If my memory didn't fail me, I gave out a really random outburst in the cafe.... Well not really that burst, cos only about... 2 guys were beside me? Actually there were 4 people behind us, and when i meant behind, is literally BEHIND, back to back... Wonder if they heard us, cos some of our '3 muskerteers' complaints revolved around the 4 of them.... I said alot of senesless stuffs and complaints and so on... But when I was on my way to MSH, i started reflecting on the words I've said a few moments ago...

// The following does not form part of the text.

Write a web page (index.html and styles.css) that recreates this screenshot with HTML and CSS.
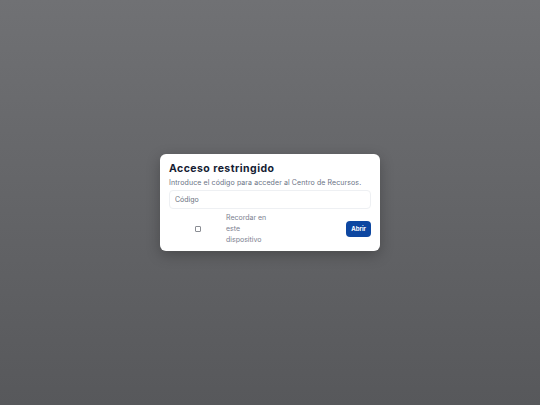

Am I right to say I'm often left out? Well partially, cos I, to some extent, left MYSELF out of the class events *if there's any* maybe my socialising skills ain't that good though... I'm not really that good in speech, thus I can only express myself thru words or just some damn downright broken english... hmmm I really look forward to the day where the whole class can gather together without any barriers between us. In reality, I have never been competent; I often fared badly in almost everything I've done, be it serious work or not. That contributed to my AULSE (Abnormally Ultra Low Self-Esteem). I thought that was natural, cos what can u get out of someone who spent his childhood playing with himself and the toys around him? Yep, I grew up in the world of dinosaurs and the unreal (not undead mind u...). I often change the whole face of my grandparents' flat with my powerful imagination, be it Jurassic period or the backgrounds of my favourtie cartoon shows it really isn't any feat to me... I also became very curious when i'm periodically bored of my 3 boxes of toys. I would roam around the whole house and started rampaging through every single drawer and closet... Well not really rampaging, just checking the content :D
I think I have some responsibility over what had become of today. If only I can muster enough courage to express myself through speech... Another thing is that I thought the people in S72 seems abit... superficial? Eh but really no offence, it's just my inner thoughts... Superficial but not in the bad way, just that 4 months on we still don't really understand each other... Of course during the early period in SA I practically put on a happy mask to school every morning, only to reveal the frustrated tired worn-out face when alone in my room... Now I'm quite okay now, not donning any masks... Hmmmm if all this cloud of 'fakeness' remains (fakness souds abit too hard, but can't find any other words :P), it's really no wonder that sometime later somewhere, quarrels and misunderstandings would break up among the group of people which we used to thought 'good friends'... I don't want that to happen, for god's sake...
Ethernal Misunderstandation, the 2 words that I came up with (my previous blog name), will that be my fate for the rest of this life?